|Monthly Tech-Tip |
These were cast by Anna Lisovskaya, they are fired at cone 03. They are supposed to fit into hexagonal welded frames, but during firing many of them warp enough to fit poorly. Why? The color differences are most obvious here. With that color associates a firing shrinkage difference, the darker ones shrink significantly more. Something less obvious: the sides against the elements receive direct radiant heat, so they shrink more, turning a perfect hexagon into an imperfect one. Terra cotta clays are volatile, that means their approach to maximum density during heat-up, accompanied by shrinkage, happens across a narrow temperature range. Accurate and even firing are paramount. In a radiant-heat electric kiln this can be very difficult.

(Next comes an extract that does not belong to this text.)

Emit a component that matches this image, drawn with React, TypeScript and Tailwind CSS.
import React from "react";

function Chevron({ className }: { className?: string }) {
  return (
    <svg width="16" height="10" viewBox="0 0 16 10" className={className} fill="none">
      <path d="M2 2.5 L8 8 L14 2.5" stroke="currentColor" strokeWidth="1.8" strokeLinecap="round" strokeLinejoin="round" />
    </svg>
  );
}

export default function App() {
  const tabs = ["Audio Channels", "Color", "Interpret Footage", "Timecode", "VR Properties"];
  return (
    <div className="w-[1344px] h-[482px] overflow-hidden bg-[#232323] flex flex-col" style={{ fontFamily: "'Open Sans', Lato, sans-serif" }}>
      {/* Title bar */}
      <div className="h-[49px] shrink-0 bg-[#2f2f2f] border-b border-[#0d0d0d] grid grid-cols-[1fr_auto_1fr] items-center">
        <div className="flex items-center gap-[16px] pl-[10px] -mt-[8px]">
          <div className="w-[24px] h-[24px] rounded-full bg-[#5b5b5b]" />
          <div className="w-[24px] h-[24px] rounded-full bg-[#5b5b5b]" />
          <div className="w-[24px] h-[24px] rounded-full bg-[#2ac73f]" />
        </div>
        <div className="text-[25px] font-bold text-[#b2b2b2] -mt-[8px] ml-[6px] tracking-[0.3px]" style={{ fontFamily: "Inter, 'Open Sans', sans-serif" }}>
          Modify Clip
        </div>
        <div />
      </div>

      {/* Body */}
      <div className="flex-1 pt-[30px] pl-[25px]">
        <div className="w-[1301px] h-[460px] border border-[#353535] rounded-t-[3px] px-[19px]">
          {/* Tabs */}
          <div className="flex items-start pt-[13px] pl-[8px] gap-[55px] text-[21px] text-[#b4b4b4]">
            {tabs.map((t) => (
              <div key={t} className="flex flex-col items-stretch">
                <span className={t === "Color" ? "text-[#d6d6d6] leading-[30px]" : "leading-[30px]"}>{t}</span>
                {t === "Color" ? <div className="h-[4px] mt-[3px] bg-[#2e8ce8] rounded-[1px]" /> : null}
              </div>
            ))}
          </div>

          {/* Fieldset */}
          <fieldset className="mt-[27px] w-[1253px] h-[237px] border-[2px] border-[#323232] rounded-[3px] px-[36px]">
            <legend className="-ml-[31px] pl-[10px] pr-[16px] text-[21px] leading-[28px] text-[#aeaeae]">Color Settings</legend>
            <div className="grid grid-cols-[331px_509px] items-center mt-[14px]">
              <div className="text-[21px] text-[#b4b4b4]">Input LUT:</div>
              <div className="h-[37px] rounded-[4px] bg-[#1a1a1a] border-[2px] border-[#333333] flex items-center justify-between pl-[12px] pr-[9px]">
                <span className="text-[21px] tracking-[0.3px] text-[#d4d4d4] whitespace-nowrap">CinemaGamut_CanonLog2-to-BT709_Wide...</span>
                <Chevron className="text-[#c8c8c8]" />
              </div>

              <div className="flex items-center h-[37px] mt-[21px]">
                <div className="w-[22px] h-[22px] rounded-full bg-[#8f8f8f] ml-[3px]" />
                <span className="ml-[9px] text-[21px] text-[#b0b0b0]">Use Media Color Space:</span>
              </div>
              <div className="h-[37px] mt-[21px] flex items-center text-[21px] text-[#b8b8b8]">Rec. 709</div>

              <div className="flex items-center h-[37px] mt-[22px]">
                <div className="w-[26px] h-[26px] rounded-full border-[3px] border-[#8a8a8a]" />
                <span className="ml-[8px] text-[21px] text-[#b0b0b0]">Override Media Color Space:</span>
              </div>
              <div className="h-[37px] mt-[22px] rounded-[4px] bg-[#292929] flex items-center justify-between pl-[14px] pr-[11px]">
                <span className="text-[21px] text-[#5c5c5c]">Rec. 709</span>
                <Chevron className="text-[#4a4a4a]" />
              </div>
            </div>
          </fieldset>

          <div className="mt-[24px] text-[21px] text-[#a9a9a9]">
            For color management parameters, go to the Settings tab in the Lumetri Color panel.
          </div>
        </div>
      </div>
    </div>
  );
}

Two approaches could work here: Fire at a lower temperature, perhaps cone 04. Or, greatly slow rate-of-rise for the last 100F, perhaps over several hours.
This cone 6 brown functional stoneware has been fired across a range of temperatures. Cone 4 is too porous. From cone 7 it is expanding and density is not improving, it will likely warp or bloat. Cone 7 is losing the red color, there is no room for over-firing (by accident). The porosity at cone 6 is so much better than cone 5 and color is still stable. Therefore, cone 6 is the one we want.

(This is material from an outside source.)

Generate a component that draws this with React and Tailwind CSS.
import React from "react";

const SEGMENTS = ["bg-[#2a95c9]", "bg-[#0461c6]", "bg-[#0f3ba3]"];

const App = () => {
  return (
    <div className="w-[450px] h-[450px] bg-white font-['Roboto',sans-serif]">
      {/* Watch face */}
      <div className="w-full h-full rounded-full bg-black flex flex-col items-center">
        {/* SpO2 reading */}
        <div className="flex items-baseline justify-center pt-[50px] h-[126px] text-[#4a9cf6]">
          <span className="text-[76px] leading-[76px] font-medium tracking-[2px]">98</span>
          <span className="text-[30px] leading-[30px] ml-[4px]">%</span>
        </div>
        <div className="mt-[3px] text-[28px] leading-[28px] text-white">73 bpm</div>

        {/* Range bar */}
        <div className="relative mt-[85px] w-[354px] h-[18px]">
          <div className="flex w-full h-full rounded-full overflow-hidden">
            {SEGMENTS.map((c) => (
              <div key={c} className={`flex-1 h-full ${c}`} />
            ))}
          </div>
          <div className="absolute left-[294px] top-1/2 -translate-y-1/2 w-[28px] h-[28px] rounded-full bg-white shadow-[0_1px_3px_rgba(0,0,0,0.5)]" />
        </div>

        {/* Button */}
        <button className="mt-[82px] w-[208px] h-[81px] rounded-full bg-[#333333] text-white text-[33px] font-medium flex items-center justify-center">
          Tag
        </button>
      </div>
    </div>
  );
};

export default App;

Let's suppose you need strength and density for utilitarian ware. These SHAB test bars characterize a terra cotta body, L4170B. While it has a wide firing range its "practical firing window" is much narrower than these fired bars and graph suggest. On paper, cone 5 hits zero porosity. And, in-hand, the bar feels like a porcelain. But ware will warp during firing and transparent glazes will be completely clouded with bubbles (when pieces are glazed inside and out). What about cone 3? Its numbers put it in stoneware territory, water tight. But decomposition gases still bubble glazes! Cone 2? Much better, it has below 4% porosity (any fitted glaze will make it water-tight), below 6% fired shrinkage, still very strong. But there are still issues: Accidental overfiring drastically darkens the color. Low fire commercial glazes may not work at cone 2. How about cone 02? This is a sweet-spot. This body has only 6% porosity (compared to the 11% of cone 04). Most low fire cone 06-04 glazes are still fine at cone 02. And glaze bubble-clouding is minimal. What if you must fire this at cone 04? Pieces will be "sponges" with 11% porosity, shrinking only 2% (for low density, poor strength). There is another advantage of firing as high as possible: Glazes and engobes bond better. As an example of a low fire transparent base that works fine on this up to cone 2: G1916Q.